「多様性への配慮」とは

東京スカイツリーに、イスラム教徒向けの礼拝用スペースが新しく設置されたという記事を目にした。訪日外国人観光客からの要望を受けて作られたもので、天井にイスラム教の聖地メッカの方角を示す印がつけられた約8平方メートルの部屋が二つ用意されたという。

さまざまな人に寛容な社会を目指して、国内でもこうした「多様性」に配慮した取り組みが増えていると感じる。また就活生として多くの企業を研究していると、性別、年齢、国籍などが異なる人々が互いに融合しあいながら活躍できる環境づくりを目指す「ダイバーシティ&インクルージョン」を理念に掲げている会社が多いことに気づく。社会への影響力の大きい企業も多様性への配慮に乗り出しているのは高く評価されるべきだと思う。

しかしそれと同時に、多様性への配慮がいきわたった社会への道のりはまだまだ長い、とも思う。

新型コロナウイルスの流行が拡大する直前の2020年2月にアメリカのサンフランシスコに旅行したときのことだ。訪れる先々に三つのトイレがあるのが印象的だった。「Men(男性用)」「Women(女性用)」「Everybody(すべての人用)」だ。この「Everybody」は、日本で言う男女兼用トイレとは少し違う。
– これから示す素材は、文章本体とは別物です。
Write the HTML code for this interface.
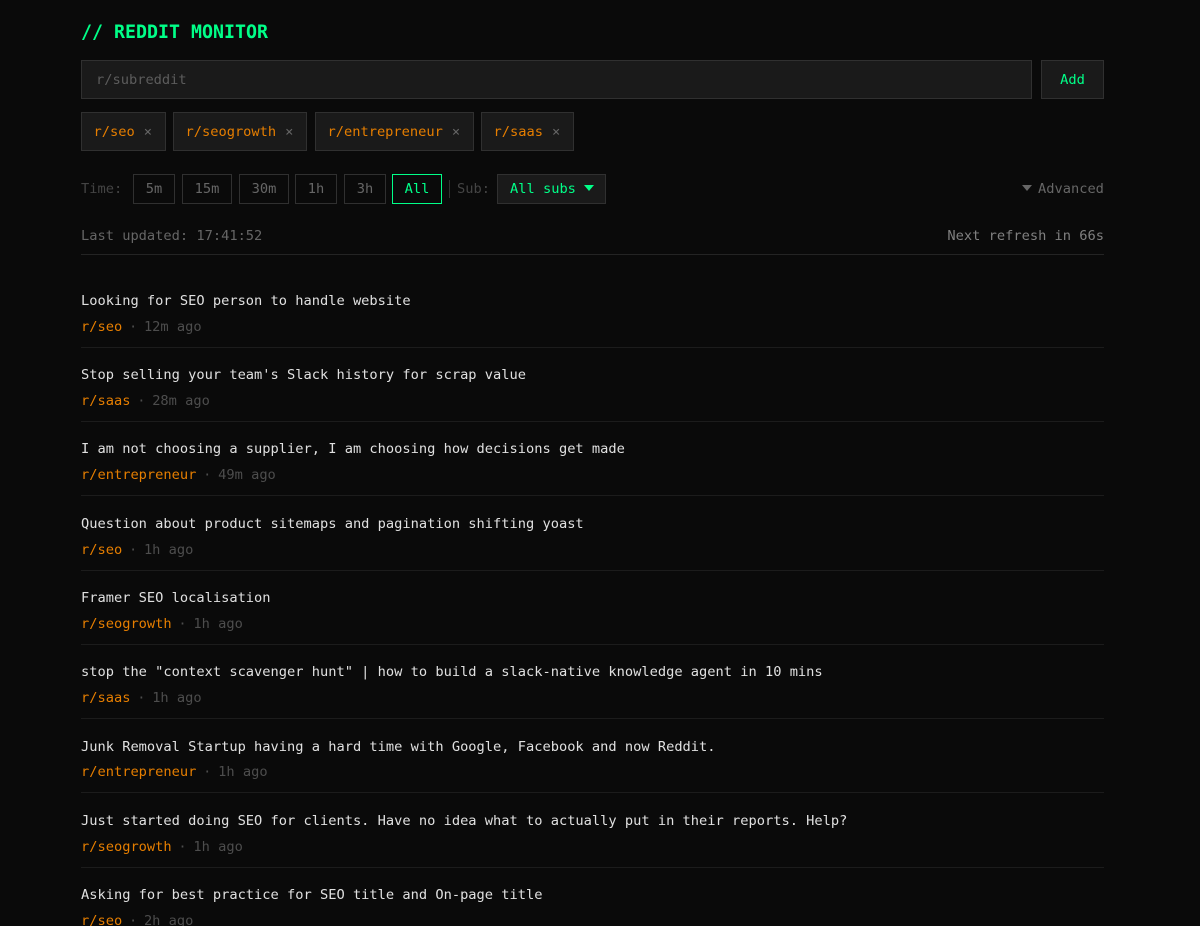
<!DOCTYPE html>
<html><head><meta charset="utf-8"><style>
html,body{margin:0;padding:0;background:#0a0a0a;width:1200px;height:926px;overflow:hidden}
body{font-family:"DejaVu Sans Mono","Liberation Mono",monospace;font-size:13.7px;line-height:18px}
#w{position:absolute;left:0;top:0;width:1200px;height:926px;overflow:hidden;filter:blur(.3px)}
.a{position:absolute;white-space:pre;box-sizing:border-box}
.b{position:absolute;box-sizing:border-box;border:1px solid #303030;text-align:center;white-space:pre;color:#666}
.tag{position:absolute;box-sizing:border-box;height:39px;top:112px;background:#1a1a1a;border:1px solid #303030;color:#e67e00;line-height:39px;padding-left:11.5px;white-space:pre}
.tag i{font-style:normal;color:#666;margin-left:9px}
.t{position:absolute;left:81px;color:#e0e0e0;white-space:pre}
.m{position:absolute;left:81px;color:#4d4d4d;white-space:pre}
.m b{font-weight:normal;color:#e67e00}
.m u{text-decoration:none;margin:0 -1.5px}
.l{position:absolute;left:81px;width:1023px;height:1px;background:#1c1c1c}
</style></head><body><div id="w">
<div class="a" style="left:81px;top:22px;font-size:18.27px;line-height:22px;font-weight:bold;color:#00ff88">// REDDIT MONITOR</div>
<div class="a" style="left:81px;top:60px;width:951px;height:39px;background:#1a1a1a;border:1px solid #303030;color:#5c5c5c;padding-left:14px;line-height:39px">r/subreddit</div>
<div class="a" style="left:1041px;top:60px;width:63px;height:39px;background:#1a1a1a;border:1px solid #303030;color:#00ff88;text-align:center;line-height:39px">Add</div>
<div class="tag" style="left:81px;width:85px">r/seo<i>×</i></div>
<div class="tag" style="left:173px;width:134px">r/seogrowth<i>×</i></div>
<div class="tag" style="left:315px;width:159px">r/entrepreneur<i>×</i></div>
<div class="tag" style="left:481px;width:93px">r/saas<i>×</i></div>
<div class="a" style="left:81px;top:180px;color:#444">Time:</div>
<div class="b" style="left:133px;top:174px;width:42px;height:30px;line-height:28px">5m</div>
<div class="b" style="left:182px;top:174px;width:50px;height:30px;line-height:28px">15m</div>
<div class="b" style="left:239px;top:174px;width:50px;height:30px;line-height:28px">30m</div>
<div class="b" style="left:295px;top:174px;width:42px;height:30px;line-height:28px">1h</div>
<div class="b" style="left:344px;top:174px;width:42px;height:30px;line-height:28px">3h</div>
<div class="b" style="left:392px;top:174px;width:50px;height:30px;line-height:28px;border-color:#00ff88;color:#00ff88">All</div>
<div class="a" style="left:449px;top:180px;width:1px;height:18px;background:#303030"></div>
<div class="a" style="left:457px;top:180px;color:#444">Sub:</div>
<div class="a" style="left:497px;top:174px;width:109px;height:30px;background:#1a1a1a;border:1px solid #303030;color:#00ff88;line-height:28px;padding-left:12px">All subs</div>
<svg class="a" style="left:584px;top:185px" width="10" height="7"><path d="M0 0H10L5 6Z" fill="#00ff88"/></svg>
<svg class="a" style="left:1022px;top:185px" width="10" height="7"><path d="M0 0H10L5 6Z" fill="#666"/></svg>
<div class="a" style="left:1038px;top:180px;color:#666">Advanced</div>
<div class="a" style="left:81px;top:227px;color:#666">Last updated: 17:41:52</div>
<div class="a" style="right:96px;top:227px;color:#808080">Next refresh in 66s</div>
<div class="l" style="top:254px;background:#242424"></div>

<div class="t" style="top:292px">Looking for SEO person to handle website</div>
<div class="m" style="top:318px"><b>r/seo</b> <u>·</u> 12m ago</div>
<div class="l" style="top:347px"></div>
<div class="t" style="top:366px">Stop selling your team's Slack history for scrap value</div>
<div class="m" style="top:392px"><b>r/saas</b> <u>·</u> 28m ago</div>
<div class="l" style="top:421px"></div>
<div class="t" style="top:440px">I am not choosing a supplier, I am choosing how decisions get made</div>
<div class="m" style="top:466px"><b>r/entrepreneur</b> <u>·</u> 49m ago</div>
<div class="l" style="top:495px"></div>
<div class="t" style="top:515px">Question about product sitemaps and pagination shifting yoast</div>
<div class="m" style="top:541px"><b>r/seo</b> <u>·</u> 1h ago</div>
<div class="l" style="top:570px"></div>
<div class="t" style="top:589px">Framer SEO localisation</div>
<div class="m" style="top:615px"><b>r/seogrowth</b> <u>·</u> 1h ago</div>
<div class="l" style="top:644px"></div>
<div class="t" style="top:663px">stop the "context scavenger hunt" | how to build a slack-native knowledge agent in 10 mins</div>
<div class="m" style="top:689px"><b>r/saas</b> <u>·</u> 1h ago</div>
<div class="l" style="top:718px"></div>
<div class="t" style="top:738px">Junk Removal Startup having a hard time with Google, Facebook and now Reddit.</div>
<div class="m" style="top:763px"><b>r/entrepreneur</b> <u>·</u> 1h ago</div>
<div class="l" style="top:792px"></div>
<div class="t" style="top:812px">Just started doing SEO for clients. Have no idea what to actually put in their reports. Help?</div>
<div class="m" style="top:838px"><b>r/seogrowth</b> <u>·</u> 1h ago</div>
<div class="l" style="top:867px"></div>
<div class="t" style="top:886px">Asking for best practice for SEO title and On-page title</div>
<div class="m" style="top:912px"><b>r/seo</b> <u>·</u> 2h ago</div>
</div></body></html>
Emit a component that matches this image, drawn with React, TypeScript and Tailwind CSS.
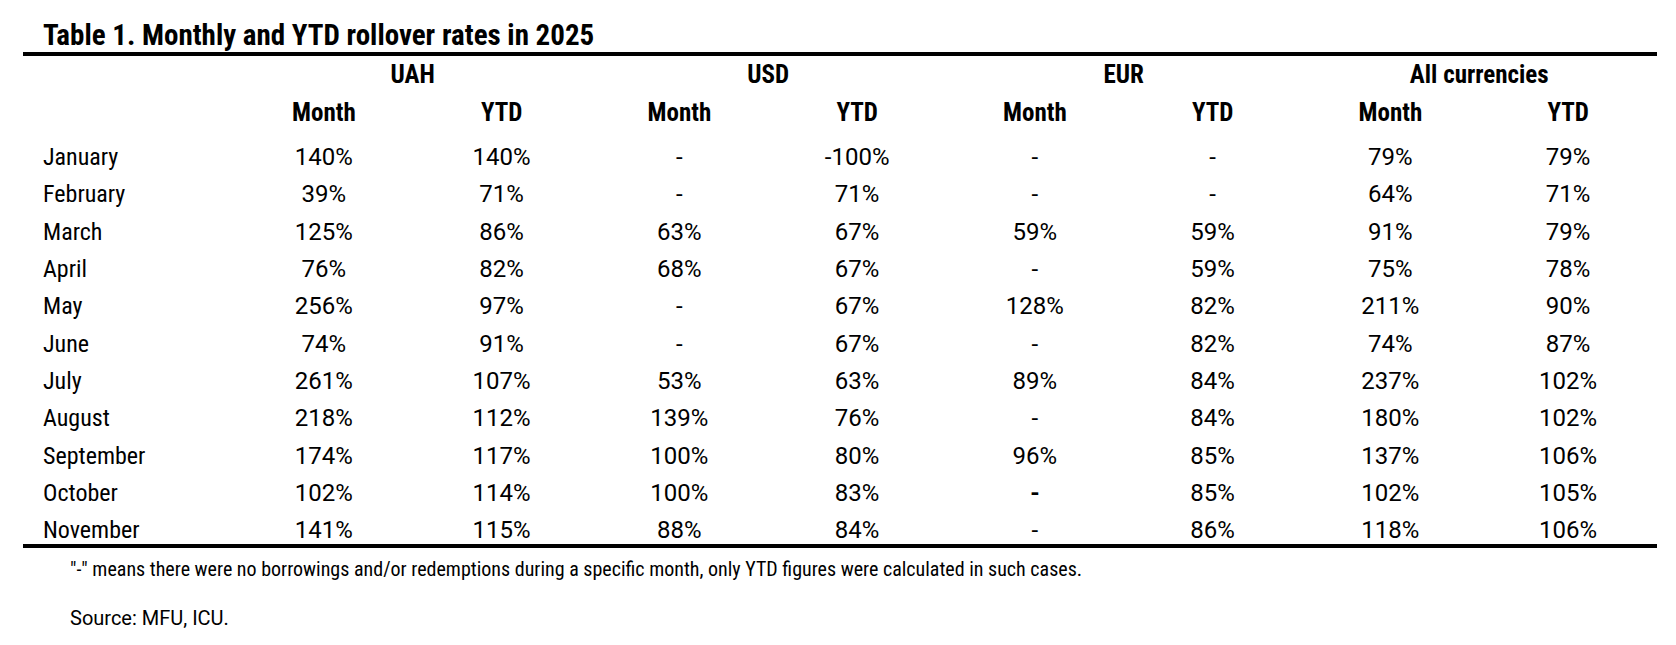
const groups = ["UAH", "USD", "EUR", "All currencies"];

const rows: [string, string[]][] = [
  ["January", ["140%", "140%", "-", "-100%", "-", "-", "79%", "79%"]],
  ["February", ["39%", "71%", "-", "71%", "-", "-", "64%", "71%"]],
  ["March", ["125%", "86%", "63%", "67%", "59%", "59%", "91%", "79%"]],
  ["April", ["76%", "82%", "68%", "67%", "-", "59%", "75%", "78%"]],
  ["May", ["256%", "97%", "-", "67%", "128%", "82%", "211%", "90%"]],
  ["June", ["74%", "91%", "-", "67%", "-", "82%", "74%", "87%"]],
  ["July", ["261%", "107%", "53%", "63%", "89%", "84%", "237%", "102%"]],
  ["August", ["218%", "112%", "139%", "76%", "-", "84%", "180%", "102%"]],
  ["September", ["174%", "117%", "100%", "80%", "96%", "85%", "137%", "106%"]],
  ["October", ["102%", "114%", "100%", "83%", "-", "85%", "102%", "105%"]],
  ["November", ["141%", "115%", "88%", "84%", "-", "86%", "118%", "106%"]],
];

export default function App() {
  return (
    <div className="w-[1676px] h-[645px] bg-white text-black font-['Roboto',sans-serif] font-stretch-condensed">
      <div className="ml-[23px] w-[1634px] pt-[19px]">
        <h1 className="pl-[20px] text-[29px] leading-[32px] font-bold">
          Table 1. Monthly and YTD rollover rates in 2025
        </h1>
        <div className="border-t-4 border-black mt-[1px]" />
        <div className="grid grid-cols-[212px_repeat(4,1fr)] h-[23px] items-center text-[25px] font-bold font-stretch-[80%]">
          <div />
          {groups.map((g) => (
            <div key={g} className="text-center">
              {g}
            </div>
          ))}
        </div>
        <div className="grid grid-cols-[212px_repeat(8,1fr)] h-[55px] pt-[12px] items-center text-[25px] font-bold font-stretch-[80%]">
          <div />
          {groups.map((g) => [
            <div key={g + "m"} className="text-center">Month</div>,
            <div key={g + "y"} className="text-center">YTD</div>,
          ])}
        </div>
        <div>
          {rows.map(([label, vals]) => (
            <div
              key={label}
              className="grid grid-cols-[212px_repeat(8,1fr)] h-[37.3px] pt-[9px] items-center text-[24px] leading-[28px]"
            >
              <div className="pl-[20px]">{label}</div>
              {vals.map((v, i) => (
                <div
                  key={i}
                  className={
                    label === "October" && i === 4
                      ? "text-center font-bold font-stretch-[92%]"
                      : "text-center font-stretch-[92%]"
                  }
                >
                  {v}
                </div>
              ))}
            </div>
          ))}
        </div>
        <div className="border-t-4 border-black" />
        <p className="pl-[47px] mt-[9px] text-[20px] leading-[24px]">
          "-" means there were no borrowings and/or redemptions during a specific month, only YTD figures were calculated in such cases.
        </p>
        <p className="pl-[47px] mt-[25px] text-[20px] leading-[24px] font-stretch-[88%]">Source: MFU, ICU.</p>
      </div>
    </div>
  );
}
単に「男女兼用」ではく、男性・女性の枠に当てはまらないジェンダーの人も含めた、多様性に配慮した表現だな、と感心した覚えがある。

日本でも、多様な宗教の人に配慮した礼拝室やジェンダーに関係なく使えるトイレはもちろん、外国人にもわかりやすいように各国の言語に対応したサインや翻訳機能、ベジタリアンやビーガンの人が楽しめる飲食店など、もっともっと増えていい。そして、そうした取り組みは外国人観光客が訪れる場所だけではなく、日本各地のあらゆる場所で目にするようになって初めて「多様性への配慮」ができたと言えるのではないだろうか。なぜなら国籍やジェンダーだけではなく、身体障がい者、高齢者、子育て中の親など、周囲を見ただけでも「多様性」は色々な形で存在するからだ。

言葉ばかり先走りする社会では、真に多様性への配慮ができているとは言えない。誰もが生きやすい社会にするには、国や企業、そして個々人の取り組みもさらに必要になってくるだろう。

多様性が尊重される社会はどんな姿なのだろうか。表面上の変化ばかりに目を奪われることなく、もう一度考えてみたい。